Do the Yankees miss Johnny Damon? Absolutely, they do.
Last season, he batted second for the World Series champions. This year's No. 2 hitter, Nick Johnson, is currently on the disabled list. So is Curtis Granderson, who effectively replaced Damon in the Yankees' outfield.
But the defending champs aren't at a crisis point. This is New York. Stars come. Stars go. The show continues. And while it's true that a select few luminaries stay, Damon was never a Yankee lifer in the way that Jeter, Rivera and Posada are.
Sure, the Yankees would have a better lineup right now if Damon were in it. But let's not get carried away. When play began Monday, no team in the American League had scored more runs than the New York Yankees.
They are going to be just fine without Johnny Damon.
I'm not sure the same would be true of the Tigers.
Of the two teams at Comerica Park on Monday, Damon was playing for the one that needed him most. And that's not just because his fifth-inning solo home run helped Detroit win a 5-4 cliffhanger on Ernie Harwell Night.

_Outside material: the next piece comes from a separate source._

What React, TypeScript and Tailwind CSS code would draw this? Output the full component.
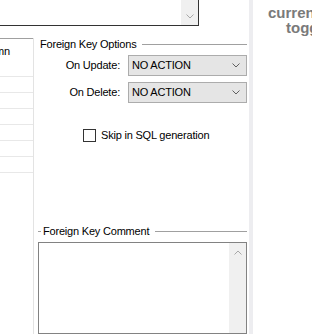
import React from "react";

function Chevron({ up = false, color = "#606060" }: { up?: boolean; color?: string }) {
  return (
    <svg width="8" height="5" viewBox="0 0 8 5" className="block">
      <polyline
        points={up ? "0.5,4.5 4,1 7.5,4.5" : "0.5,0.5 4,4 7.5,0.5"}
        fill="none"
        stroke={color}
        strokeWidth="1"
      />
    </svg>
  );
}

function SelectBox({ value }: { value: string }) {
  return (
    <div className="ml-[8px] flex h-[21px] flex-1 items-center justify-between border border-[#acacac] bg-[#e5e5e5] pl-[3px] pr-[6px]">
      <span>{value}</span>
      <Chevron />
    </div>
  );
}

function GroupTitle({ label, dash = false }: { label: string; dash?: boolean }) {
  return (
    <div className="flex h-[13px] items-center">
      {dash && <div className="h-px w-[3px] bg-[#a0a0a0]" />}
      <span className="ml-[2px] leading-[13px]">{label}</span>
      <div className="ml-[6px] h-px flex-1 bg-[#a0a0a0]" />
    </div>
  );
}

const rows = [0, 1, 2, 3, 4, 5];

export default function App() {
  return (
    <div className="flex h-[334px] w-[312px] overflow-hidden bg-white font-['Liberation_Sans',Arial,sans-serif] text-[11px] tracking-[-0.2px] text-black">
      <div className="flex w-[249px] flex-col">
        <div className="flex h-[26px] w-[199px] justify-end border-b border-r border-[#333]">
          <div className="flex w-[17px] flex-col items-center justify-end bg-[#f0f0f0] pb-[6px]">
            <Chevron color="#a8a8a8" />
          </div>
        </div>

        <div className="mt-[12px] flex flex-1">
          <div className="w-[34px] border-r border-[#e3e3e3]">
            <div className="flex h-[39px] justify-end overflow-hidden whitespace-nowrap border-b border-t border-b-[#e8e8e8] border-t-[#a0a0a0] pr-[23px] pt-[4px]">
              <span>Column</span>
            </div>
            {rows.map((r) => (
              <div key={r} className="h-[16px] border-b border-[#e8e8e8]" />
            ))}
          </div>

          <div className="flex flex-1 flex-col pl-[4px] pr-[2px]">
            <GroupTitle label="Foreign Key Options" />
            <div className="mt-[4px] flex flex-col gap-[6px]">
              <div className="flex h-[21px] items-center">
                <span className="w-[82px] text-right">On Update:</span>
                <SelectBox value="NO ACTION" />
              </div>
              <div className="flex h-[21px] items-center">
                <span className="w-[82px] text-right">On Delete:</span>
                <SelectBox value="NO ACTION" />
              </div>
            </div>

            <div className="mt-[26px] flex h-[13px] items-center pl-[45px]">
              <div className="h-[13px] w-[13px] border border-[#333] bg-white" />
              <span className="ml-[5px]">Skip in SQL generation</span>
            </div>

            <div className="mt-[83px]">
              <GroupTitle label="Foreign Key Comment" dash />
            </div>
            <div className="mt-[4px] flex flex-1 justify-end border border-[#828282]">
              <div className="flex w-[17px] flex-col items-center bg-[#f0f0f0] pt-[7px]">
                <Chevron up color="#a8a8a8" />
              </div>
            </div>
          </div>
        </div>
      </div>

      <div className="w-[4px] bg-[#ededf0]" />

      <div className="flex-1 overflow-hidden whitespace-nowrap pt-[5px] text-[15px] font-bold leading-[15px] tracking-normal text-[#7a7a7a]">
        <div className="pl-[15px]">current</div>
        <div className="pl-[33px]">toggle</div>
      </div>
    </div>
  );
}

Damon has been as advertised, since his tardy-yet-charmed spring arrival in Lakeland, Fla. Good on the field. Good in the clubhouse. (And that was the description of his former manager, Joe Girardi, on Monday afternoon.)

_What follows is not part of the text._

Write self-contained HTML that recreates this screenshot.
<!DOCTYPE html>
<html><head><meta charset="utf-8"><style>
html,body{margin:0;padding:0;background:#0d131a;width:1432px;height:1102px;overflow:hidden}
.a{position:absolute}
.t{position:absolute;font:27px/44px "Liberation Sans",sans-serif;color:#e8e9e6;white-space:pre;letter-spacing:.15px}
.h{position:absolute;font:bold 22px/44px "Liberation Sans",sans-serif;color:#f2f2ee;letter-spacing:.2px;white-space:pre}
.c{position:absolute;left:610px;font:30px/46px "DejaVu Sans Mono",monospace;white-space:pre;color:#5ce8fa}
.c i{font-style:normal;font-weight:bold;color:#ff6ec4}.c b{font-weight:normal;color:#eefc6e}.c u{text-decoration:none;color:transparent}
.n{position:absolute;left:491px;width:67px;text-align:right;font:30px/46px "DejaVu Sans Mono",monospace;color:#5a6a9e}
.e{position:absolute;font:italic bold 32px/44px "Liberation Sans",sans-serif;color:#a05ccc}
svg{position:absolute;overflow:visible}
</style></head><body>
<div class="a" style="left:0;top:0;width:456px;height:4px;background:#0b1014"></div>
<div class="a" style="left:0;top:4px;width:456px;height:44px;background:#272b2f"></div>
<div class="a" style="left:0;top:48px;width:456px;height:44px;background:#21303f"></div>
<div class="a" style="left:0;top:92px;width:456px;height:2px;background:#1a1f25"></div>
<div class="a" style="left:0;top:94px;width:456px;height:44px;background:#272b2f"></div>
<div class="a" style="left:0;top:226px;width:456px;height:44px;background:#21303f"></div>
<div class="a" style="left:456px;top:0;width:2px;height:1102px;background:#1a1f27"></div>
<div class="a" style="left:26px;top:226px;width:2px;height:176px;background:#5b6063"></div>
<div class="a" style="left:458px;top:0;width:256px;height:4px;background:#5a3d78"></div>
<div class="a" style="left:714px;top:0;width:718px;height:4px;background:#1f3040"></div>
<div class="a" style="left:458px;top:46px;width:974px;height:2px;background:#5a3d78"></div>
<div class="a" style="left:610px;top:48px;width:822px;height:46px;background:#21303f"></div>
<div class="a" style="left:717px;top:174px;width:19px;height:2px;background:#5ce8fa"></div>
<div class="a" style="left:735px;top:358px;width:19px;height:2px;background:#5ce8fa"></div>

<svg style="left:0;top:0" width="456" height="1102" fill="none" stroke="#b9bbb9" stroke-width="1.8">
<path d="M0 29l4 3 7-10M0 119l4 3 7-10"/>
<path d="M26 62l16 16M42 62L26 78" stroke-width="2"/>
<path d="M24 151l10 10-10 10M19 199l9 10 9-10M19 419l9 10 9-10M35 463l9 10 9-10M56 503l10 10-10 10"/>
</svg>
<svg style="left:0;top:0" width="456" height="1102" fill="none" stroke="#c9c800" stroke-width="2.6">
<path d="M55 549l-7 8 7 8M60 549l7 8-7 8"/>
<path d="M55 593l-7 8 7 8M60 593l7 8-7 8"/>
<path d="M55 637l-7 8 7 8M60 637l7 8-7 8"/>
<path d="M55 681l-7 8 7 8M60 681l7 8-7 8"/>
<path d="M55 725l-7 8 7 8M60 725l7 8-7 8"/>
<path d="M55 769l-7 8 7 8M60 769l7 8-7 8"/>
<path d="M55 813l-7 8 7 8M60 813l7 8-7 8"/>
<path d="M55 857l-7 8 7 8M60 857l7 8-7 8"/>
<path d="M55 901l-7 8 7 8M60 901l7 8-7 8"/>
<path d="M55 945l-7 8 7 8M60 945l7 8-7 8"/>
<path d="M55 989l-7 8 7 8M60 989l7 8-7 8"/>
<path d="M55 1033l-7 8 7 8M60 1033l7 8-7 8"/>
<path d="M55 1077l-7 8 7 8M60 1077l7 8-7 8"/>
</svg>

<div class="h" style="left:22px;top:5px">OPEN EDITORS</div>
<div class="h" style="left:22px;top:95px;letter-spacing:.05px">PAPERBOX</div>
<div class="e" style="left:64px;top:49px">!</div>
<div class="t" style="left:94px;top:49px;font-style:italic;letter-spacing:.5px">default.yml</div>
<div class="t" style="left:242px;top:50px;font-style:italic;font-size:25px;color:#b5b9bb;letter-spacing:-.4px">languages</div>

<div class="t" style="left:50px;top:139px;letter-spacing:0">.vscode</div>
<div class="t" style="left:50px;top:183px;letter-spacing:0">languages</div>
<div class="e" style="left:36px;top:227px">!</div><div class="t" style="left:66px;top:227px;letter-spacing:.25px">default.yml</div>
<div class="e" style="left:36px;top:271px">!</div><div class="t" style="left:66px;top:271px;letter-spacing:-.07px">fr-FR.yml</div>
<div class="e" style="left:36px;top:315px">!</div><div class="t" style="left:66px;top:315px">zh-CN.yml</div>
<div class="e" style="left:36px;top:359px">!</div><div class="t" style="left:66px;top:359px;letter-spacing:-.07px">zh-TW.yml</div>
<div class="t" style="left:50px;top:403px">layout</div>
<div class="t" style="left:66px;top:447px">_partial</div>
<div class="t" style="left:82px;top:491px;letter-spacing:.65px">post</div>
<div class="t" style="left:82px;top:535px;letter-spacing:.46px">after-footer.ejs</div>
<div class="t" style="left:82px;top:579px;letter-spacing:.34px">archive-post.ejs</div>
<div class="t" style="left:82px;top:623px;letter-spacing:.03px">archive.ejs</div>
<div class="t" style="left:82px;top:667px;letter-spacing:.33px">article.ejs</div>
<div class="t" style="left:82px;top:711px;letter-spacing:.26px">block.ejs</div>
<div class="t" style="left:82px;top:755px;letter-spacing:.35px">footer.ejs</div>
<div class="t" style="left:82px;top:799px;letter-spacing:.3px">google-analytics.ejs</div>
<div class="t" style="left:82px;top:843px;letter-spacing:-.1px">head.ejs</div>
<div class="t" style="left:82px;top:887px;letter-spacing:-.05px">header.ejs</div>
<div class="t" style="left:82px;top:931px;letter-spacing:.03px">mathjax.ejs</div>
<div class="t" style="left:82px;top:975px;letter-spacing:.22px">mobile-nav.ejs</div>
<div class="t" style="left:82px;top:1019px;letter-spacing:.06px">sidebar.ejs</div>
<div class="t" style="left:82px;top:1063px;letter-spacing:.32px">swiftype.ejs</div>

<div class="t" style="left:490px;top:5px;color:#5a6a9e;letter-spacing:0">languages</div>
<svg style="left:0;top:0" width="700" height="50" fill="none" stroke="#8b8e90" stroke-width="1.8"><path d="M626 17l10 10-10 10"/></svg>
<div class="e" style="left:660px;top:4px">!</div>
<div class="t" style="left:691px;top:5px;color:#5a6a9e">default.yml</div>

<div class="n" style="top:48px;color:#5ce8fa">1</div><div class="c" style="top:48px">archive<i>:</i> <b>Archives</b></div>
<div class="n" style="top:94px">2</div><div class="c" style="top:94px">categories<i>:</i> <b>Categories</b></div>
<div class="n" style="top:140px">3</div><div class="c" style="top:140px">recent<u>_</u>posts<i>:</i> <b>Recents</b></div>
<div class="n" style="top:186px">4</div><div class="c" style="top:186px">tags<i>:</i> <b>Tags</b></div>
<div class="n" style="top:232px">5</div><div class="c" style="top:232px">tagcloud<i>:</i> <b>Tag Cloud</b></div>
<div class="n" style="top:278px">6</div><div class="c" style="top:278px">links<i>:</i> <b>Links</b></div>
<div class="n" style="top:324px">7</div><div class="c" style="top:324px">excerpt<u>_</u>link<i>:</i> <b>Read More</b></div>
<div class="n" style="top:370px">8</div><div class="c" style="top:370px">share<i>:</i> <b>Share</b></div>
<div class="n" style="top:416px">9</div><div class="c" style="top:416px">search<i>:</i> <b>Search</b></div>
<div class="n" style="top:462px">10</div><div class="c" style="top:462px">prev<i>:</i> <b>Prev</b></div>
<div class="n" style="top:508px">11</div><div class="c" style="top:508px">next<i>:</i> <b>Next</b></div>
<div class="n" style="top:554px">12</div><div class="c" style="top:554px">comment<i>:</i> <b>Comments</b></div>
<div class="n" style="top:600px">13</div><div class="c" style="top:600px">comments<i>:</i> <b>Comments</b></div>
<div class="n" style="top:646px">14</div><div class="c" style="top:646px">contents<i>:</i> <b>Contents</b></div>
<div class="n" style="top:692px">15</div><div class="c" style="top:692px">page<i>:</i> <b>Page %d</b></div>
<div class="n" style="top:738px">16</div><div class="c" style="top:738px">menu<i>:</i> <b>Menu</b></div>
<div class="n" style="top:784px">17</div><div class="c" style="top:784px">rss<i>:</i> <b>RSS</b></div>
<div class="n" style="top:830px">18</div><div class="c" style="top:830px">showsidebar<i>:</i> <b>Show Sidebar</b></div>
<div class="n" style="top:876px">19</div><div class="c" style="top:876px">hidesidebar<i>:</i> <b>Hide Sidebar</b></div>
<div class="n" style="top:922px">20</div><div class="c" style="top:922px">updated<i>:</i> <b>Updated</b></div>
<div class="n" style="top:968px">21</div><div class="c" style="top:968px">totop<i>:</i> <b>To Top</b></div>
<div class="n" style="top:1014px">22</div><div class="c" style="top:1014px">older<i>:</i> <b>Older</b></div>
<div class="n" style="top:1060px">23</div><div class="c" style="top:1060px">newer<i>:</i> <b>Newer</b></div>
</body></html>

Critics pointed out that Damon's power numbers were destined to drop once he took up residence somewhere other than Yankee Stadium. They were right. But doesn't it count for something that both his home runs this season have had memorable contributions to Detroit wins?

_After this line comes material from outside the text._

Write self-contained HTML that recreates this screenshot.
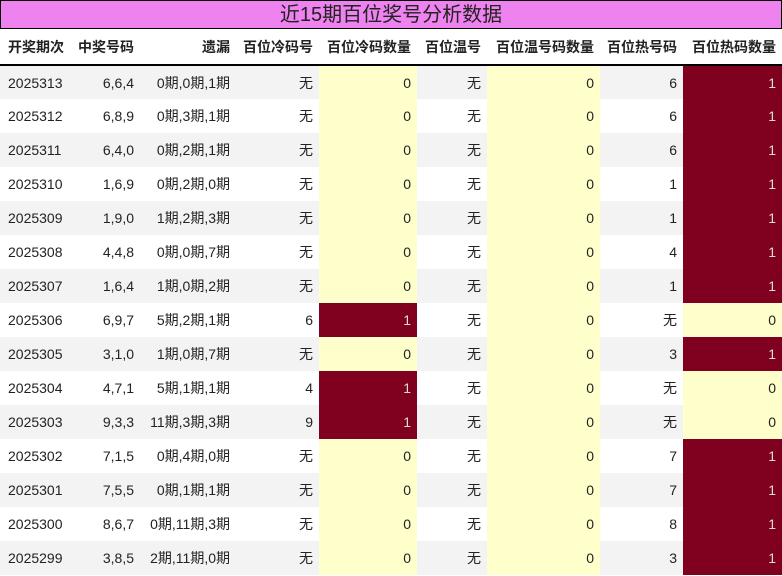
<!DOCTYPE html>
<html><head><meta charset="utf-8"><style>
*{margin:0;padding:0;box-sizing:border-box}
body{width:782px;height:576px;background:#fff;font-family:"Liberation Sans","Noto Sans CJK SC",sans-serif;font-size:14px;color:#222;overflow:hidden}
.title{position:absolute;left:0;top:0;width:782px;height:29px;background:#ee82ee;border:1px solid #000;text-align:center;font-size:20px;line-height:28px;color:#222}
table{position:absolute;left:0;top:29px;border-collapse:collapse;width:782px;table-layout:fixed}
th{height:36px;font-weight:bold;text-align:right;padding-right:6px;border-bottom:2px solid #000;white-space:nowrap}
td{height:34px;text-align:right;padding-right:6px;white-space:nowrap}
th:first-child,td:first-child{text-align:left;padding-left:8px}
tr.g td{background:#f3f3f3}
tr td.y{background:#ffffcc}
tr td.r{background:#800020;color:#ddd}
</style></head><body>
<div class="title">近15期百位奖号分析数据</div>
<table>
<colgroup><col style="width:72px"><col style="width:68px"><col style="width:96px"><col style="width:83px"><col style="width:98px"><col style="width:70px"><col style="width:113px"><col style="width:83px"><col style="width:99px"></colgroup>
<tr><th>开奖期次</th><th>中奖号码</th><th>遗漏</th><th>百位冷码号</th><th>百位冷码数量</th><th>百位温号</th><th>百位温号码数量</th><th>百位热号码</th><th>百位热码数量</th></tr>
<tr class="g"><td>2025313</td><td>6,6,4</td><td>0期,0期,1期</td><td>无</td><td class="y">0</td><td>无</td><td class="y">0</td><td>6</td><td class="r">1</td></tr>
<tr><td>2025312</td><td>6,8,9</td><td>0期,3期,1期</td><td>无</td><td class="y">0</td><td>无</td><td class="y">0</td><td>6</td><td class="r">1</td></tr>
<tr class="g"><td>2025311</td><td>6,4,0</td><td>0期,2期,1期</td><td>无</td><td class="y">0</td><td>无</td><td class="y">0</td><td>6</td><td class="r">1</td></tr>
<tr><td>2025310</td><td>1,6,9</td><td>0期,2期,0期</td><td>无</td><td class="y">0</td><td>无</td><td class="y">0</td><td>1</td><td class="r">1</td></tr>
<tr class="g"><td>2025309</td><td>1,9,0</td><td>1期,2期,3期</td><td>无</td><td class="y">0</td><td>无</td><td class="y">0</td><td>1</td><td class="r">1</td></tr>
<tr><td>2025308</td><td>4,4,8</td><td>0期,0期,7期</td><td>无</td><td class="y">0</td><td>无</td><td class="y">0</td><td>4</td><td class="r">1</td></tr>
<tr class="g"><td>2025307</td><td>1,6,4</td><td>1期,0期,2期</td><td>无</td><td class="y">0</td><td>无</td><td class="y">0</td><td>1</td><td class="r">1</td></tr>
<tr><td>2025306</td><td>6,9,7</td><td>5期,2期,1期</td><td>6</td><td class="r">1</td><td>无</td><td class="y">0</td><td>无</td><td class="y">0</td></tr>
<tr class="g"><td>2025305</td><td>3,1,0</td><td>1期,0期,7期</td><td>无</td><td class="y">0</td><td>无</td><td class="y">0</td><td>3</td><td class="r">1</td></tr>
<tr><td>2025304</td><td>4,7,1</td><td>5期,1期,1期</td><td>4</td><td class="r">1</td><td>无</td><td class="y">0</td><td>无</td><td class="y">0</td></tr>
<tr class="g"><td>2025303</td><td>9,3,3</td><td>11期,3期,3期</td><td>9</td><td class="r">1</td><td>无</td><td class="y">0</td><td>无</td><td class="y">0</td></tr>
<tr><td>2025302</td><td>7,1,5</td><td>0期,4期,0期</td><td>无</td><td class="y">0</td><td>无</td><td class="y">0</td><td>7</td><td class="r">1</td></tr>
<tr class="g"><td>2025301</td><td>7,5,5</td><td>0期,1期,1期</td><td>无</td><td class="y">0</td><td>无</td><td class="y">0</td><td>7</td><td class="r">1</td></tr>
<tr><td>2025300</td><td>8,6,7</td><td>0期,11期,3期</td><td>无</td><td class="y">0</td><td>无</td><td class="y">0</td><td>8</td><td class="r">1</td></tr>
<tr class="g"><td>2025299</td><td>3,8,5</td><td>2期,11期,0期</td><td>无</td><td class="y">0</td><td>无</td><td class="y">0</td><td>3</td><td class="r">1</td></tr>
</table>
</body></html>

The first was a walk-off shot to vanquish the Angels on May 1.
The second helped his new team beat his old team.
"Feels good," the hero said, "especially when the run can help you win a game."
Damon's home run, off Sergio Mitre, traveled 382 feet. It goes without saying that it also would have cleared the fence at his last home ballpark. On the Yankees radio broadcast, John Sterling called it a "Johnny Rocket." Old habits die hard.
Damon downplayed the significance of Monday's game, saying he wasn't interested in proving that his former employer erred by letting him sign elsewhere. ("I never look at it that way," he said.) But he surely understood that a certain amount of hype was inevitable. And he delivered.
It's the sort of thing that plays well in a clubhouse that fumbled a three-game lead with four games to play last October.
Damon specializes in suave, worry-free production. After last year's collapse, the Tigers needed to see that such a thing was possible.
"A clutch player," Tigers veteran Brandon Inge said. "When it's on the line, he's going to be there. That's for sure. There's not a lot of guys you can say that about.
"A lot of guys crumple under pressure. He actually thrives on it. That's big."
Especially big, when considering how many impressionable youths are hanging around the Detroit clubhouse. On Sunday, for example, Jim Leyland's lineup included four rookies: catcher Alex Avila, second baseman Scott Sizemore, center fielder Austin Jackson and designated hitter Brennan Boesch.
Kids are kids, which would explain why the Tigers have committed the most errors in the AL. But Damon has helped them adjust. Hence the relative lack of anxiety and an 18-14 record, three games back of the AL Central lead.
Earlier this season, Damon ordered customized bathrobes for every player on the team: Olde English D on the front, name and number on the back. High-end stuff. But Boesch was still in the minors at the time.
"I showed up, and everyone had robes," Boesch recalled. "He said, 'I'm going to get you one.' I said, 'Sure, sure.'"
On Monday, one was waiting for him.
"Sure enough," Boesch said. "Shows you what kind of guy he is. He's helped us rookies a lot. He doesn't have to do that. He goes out of his way."
The Yankees miss Damon's bat more than his largesse. But they still look like a playoff team.
Girardi has used Nick Swisher as his No. 2 hitter in each of the last two games. Good move. He's 3-for-7 with a home run since taking on the new assignment.
While Swisher strikes out more than the ideal second-place hitter, he gets on base a lot. And it helps that he's off to a terrific start, with a .306 batting average.
Even if Johnson's wrist injury keeps him out for an extended period, the Yankees will be OK. They have the money to upgrade via trade in June or July, and left-handed hitters (like Johnson) are always available on the midsummer market.
Could Damon himself be that left-handed hitter? If the Tigers plummet in the standings, it's certainly possible. When asked if he has considered that possibility, Damon said, "Not yet. Right now, we are in the thick of things. ... We haven't played that great, and we're still looking pretty good - better than most teams out there."
With Granderson on the DL and Jackson hitting .360, it's fashionable to say that the Tigers got the better of the December blockbuster. That doesn't change the fact that the Yankees, right now, are the better team.
In fact, the Yankees' 21-9 record entering Monday was their best 30-game mark since 2003. And that's without Mark Teixeira or Alex Rodriguez enjoying a sustained hot stretch - although Teixeira seems to be starting his now.
Sure, the Yankees need Damon. But the Tigers need him more.